Still, Skarda insists, “My teaching is how I exist more than what I say, that I live in a certain way and make certain choices—to not be that comfortable, to take on the rigors of daily practice in a full-time way. Doing my sessions, studying the texts, reflecting on different topics—there is almost no time in my day that is not absorbed with that.” Skarda has no intention of combining a life devoted to the Buddhist path with living an ordinary life—a project she likens (quoting Patrul Rinpoche) to riding two horses in opposite directions. Rather, she has eschewed ordinary life completely. “There are a lot of people who have studied and practiced Buddhism who go out and talk about it. But there aren’t that many who just do it. Talking about meditation isn’t meditating. Talking about emptiness isn’t meditating on it. Talking about compassion isn’t a transformation of your mind into a compassionate entity. Talking about the path isn’t pursuing it, isn’t doing it.” Her ultimate teaching, she says, “Is that you can do it.”
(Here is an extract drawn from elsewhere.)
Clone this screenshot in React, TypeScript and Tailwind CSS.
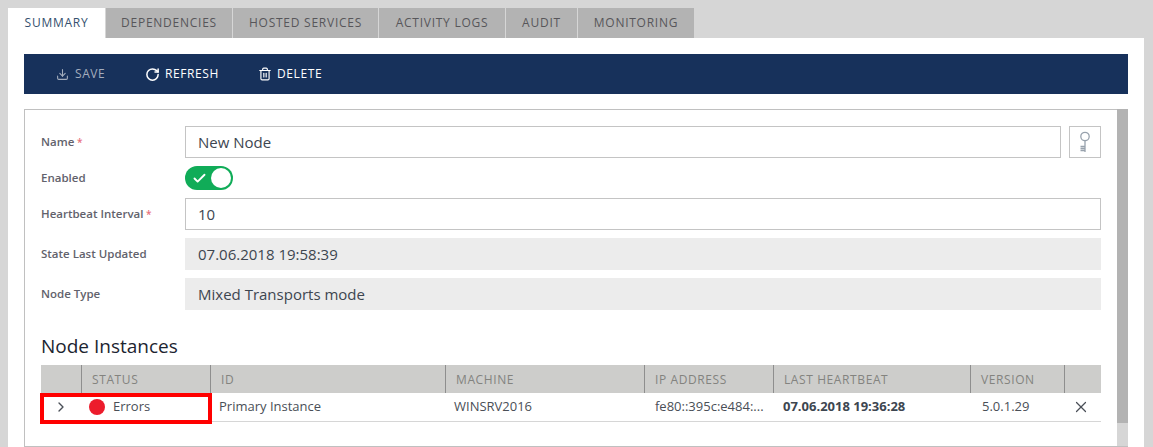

Skarda never considered herself a “career philosopher.” She says she didn’t much care about success or renown. She also didn’t argue for the sake of argument. For her, philosophy is and always has been a way of life—living a life that is true, in the old, Socratic sense of the profession. For her, she says, “Ultimately, everything in life hung on truth—getting the truth about how this all is. And that still drives my life, the notion that there is something that matters that you get right. And it’s the thing that unlocks everything, undoes all the traps, and makes you free. And that is what I found in Buddhism.”
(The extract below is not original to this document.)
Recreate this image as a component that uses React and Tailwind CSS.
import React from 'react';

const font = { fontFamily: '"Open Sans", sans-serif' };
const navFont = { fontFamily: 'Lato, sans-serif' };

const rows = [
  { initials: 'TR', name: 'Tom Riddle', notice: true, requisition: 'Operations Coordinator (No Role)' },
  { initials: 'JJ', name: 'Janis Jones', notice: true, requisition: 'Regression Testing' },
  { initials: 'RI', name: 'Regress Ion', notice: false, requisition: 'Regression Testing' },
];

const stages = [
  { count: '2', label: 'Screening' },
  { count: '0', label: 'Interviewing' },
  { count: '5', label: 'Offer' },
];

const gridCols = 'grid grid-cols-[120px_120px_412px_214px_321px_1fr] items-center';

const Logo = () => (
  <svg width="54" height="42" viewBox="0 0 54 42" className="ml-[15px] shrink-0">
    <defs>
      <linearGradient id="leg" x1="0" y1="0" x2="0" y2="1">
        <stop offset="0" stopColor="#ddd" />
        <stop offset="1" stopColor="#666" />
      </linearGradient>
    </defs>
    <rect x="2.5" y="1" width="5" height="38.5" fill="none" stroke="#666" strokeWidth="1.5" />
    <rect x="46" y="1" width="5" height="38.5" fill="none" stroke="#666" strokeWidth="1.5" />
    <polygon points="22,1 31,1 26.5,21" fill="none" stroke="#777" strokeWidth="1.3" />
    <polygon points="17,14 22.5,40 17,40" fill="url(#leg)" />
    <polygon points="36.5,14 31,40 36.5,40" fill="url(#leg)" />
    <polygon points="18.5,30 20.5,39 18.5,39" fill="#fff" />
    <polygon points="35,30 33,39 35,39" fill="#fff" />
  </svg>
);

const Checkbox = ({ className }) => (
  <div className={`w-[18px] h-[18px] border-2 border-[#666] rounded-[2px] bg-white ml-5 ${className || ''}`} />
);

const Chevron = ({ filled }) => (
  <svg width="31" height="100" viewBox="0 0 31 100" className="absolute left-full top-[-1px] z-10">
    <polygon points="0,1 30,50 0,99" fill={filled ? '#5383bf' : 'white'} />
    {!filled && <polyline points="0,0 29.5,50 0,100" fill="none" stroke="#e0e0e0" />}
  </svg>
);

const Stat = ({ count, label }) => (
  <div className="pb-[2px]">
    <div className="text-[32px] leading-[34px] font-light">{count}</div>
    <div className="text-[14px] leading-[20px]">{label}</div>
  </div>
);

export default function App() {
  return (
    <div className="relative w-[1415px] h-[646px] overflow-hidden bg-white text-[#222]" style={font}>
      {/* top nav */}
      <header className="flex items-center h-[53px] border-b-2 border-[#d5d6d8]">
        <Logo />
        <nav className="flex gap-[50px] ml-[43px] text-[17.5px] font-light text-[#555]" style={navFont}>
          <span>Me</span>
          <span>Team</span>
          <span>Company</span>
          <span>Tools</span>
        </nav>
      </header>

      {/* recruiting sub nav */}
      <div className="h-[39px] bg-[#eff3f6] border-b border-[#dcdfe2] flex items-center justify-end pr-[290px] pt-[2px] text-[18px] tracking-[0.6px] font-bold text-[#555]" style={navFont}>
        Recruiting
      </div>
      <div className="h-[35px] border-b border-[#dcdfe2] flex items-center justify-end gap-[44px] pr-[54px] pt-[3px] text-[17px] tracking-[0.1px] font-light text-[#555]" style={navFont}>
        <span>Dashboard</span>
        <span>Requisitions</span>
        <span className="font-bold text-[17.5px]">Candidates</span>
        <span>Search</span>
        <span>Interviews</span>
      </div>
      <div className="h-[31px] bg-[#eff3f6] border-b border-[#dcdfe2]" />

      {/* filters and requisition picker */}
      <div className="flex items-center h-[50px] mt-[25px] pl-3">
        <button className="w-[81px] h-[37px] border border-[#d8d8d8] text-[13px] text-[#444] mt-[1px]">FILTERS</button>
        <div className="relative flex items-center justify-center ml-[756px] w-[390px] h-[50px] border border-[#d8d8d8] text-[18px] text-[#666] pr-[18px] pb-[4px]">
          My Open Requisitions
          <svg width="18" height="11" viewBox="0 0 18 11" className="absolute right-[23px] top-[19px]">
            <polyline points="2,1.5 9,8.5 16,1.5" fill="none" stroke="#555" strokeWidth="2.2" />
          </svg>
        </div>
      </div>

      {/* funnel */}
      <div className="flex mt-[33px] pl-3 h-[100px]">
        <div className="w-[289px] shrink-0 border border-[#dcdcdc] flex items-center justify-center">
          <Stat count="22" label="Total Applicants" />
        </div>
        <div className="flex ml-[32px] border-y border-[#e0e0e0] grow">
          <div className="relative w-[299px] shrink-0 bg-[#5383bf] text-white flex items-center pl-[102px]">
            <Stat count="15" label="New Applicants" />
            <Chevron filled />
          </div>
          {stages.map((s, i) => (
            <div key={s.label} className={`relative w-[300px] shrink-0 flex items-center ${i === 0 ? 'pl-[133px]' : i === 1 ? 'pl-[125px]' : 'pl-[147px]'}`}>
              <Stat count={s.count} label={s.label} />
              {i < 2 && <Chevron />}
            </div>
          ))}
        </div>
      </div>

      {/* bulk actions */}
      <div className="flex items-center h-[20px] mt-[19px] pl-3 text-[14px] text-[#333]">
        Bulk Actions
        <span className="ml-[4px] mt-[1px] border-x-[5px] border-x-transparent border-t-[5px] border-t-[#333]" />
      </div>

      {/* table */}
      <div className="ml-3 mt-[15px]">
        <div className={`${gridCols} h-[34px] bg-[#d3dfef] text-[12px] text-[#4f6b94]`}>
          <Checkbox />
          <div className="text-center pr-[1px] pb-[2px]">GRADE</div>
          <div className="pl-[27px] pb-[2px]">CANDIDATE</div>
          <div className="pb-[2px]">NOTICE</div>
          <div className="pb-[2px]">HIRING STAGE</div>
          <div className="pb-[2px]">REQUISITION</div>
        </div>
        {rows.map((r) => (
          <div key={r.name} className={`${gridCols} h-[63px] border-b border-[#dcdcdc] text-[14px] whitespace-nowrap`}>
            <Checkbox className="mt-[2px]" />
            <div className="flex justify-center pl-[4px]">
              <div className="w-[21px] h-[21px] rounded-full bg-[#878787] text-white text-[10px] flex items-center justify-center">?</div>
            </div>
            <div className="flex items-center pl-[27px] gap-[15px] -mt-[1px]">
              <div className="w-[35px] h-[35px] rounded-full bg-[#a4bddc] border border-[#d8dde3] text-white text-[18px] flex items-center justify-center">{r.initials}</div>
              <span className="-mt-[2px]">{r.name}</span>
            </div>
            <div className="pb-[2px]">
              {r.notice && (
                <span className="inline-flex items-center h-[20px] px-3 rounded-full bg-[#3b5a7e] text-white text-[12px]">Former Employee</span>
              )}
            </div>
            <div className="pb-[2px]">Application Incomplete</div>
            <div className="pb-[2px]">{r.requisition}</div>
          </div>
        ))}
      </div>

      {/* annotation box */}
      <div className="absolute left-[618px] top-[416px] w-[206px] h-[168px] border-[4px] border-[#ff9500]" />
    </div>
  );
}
Both the Dalai Lama and Chetsang Rinpoche have encouraged her to stay in retreat. Skarda says Chetsang Rinpoche advised her to continue retreat until she died. He told her, “That’s the greatest gift you can give to me, and that’s the greatest gift you can give to yourself, and that is the greatest gift that you’ll give to anyone else.”
“That really is the greatest gift,” declares Skarda. “That you take the teachings and make them work.”
1 “The Perceptual Form of Life” by Christine A. Skarda, in the Journal of Consciousness Studies, Vol. 6, No.11-12 (1999), 79-93.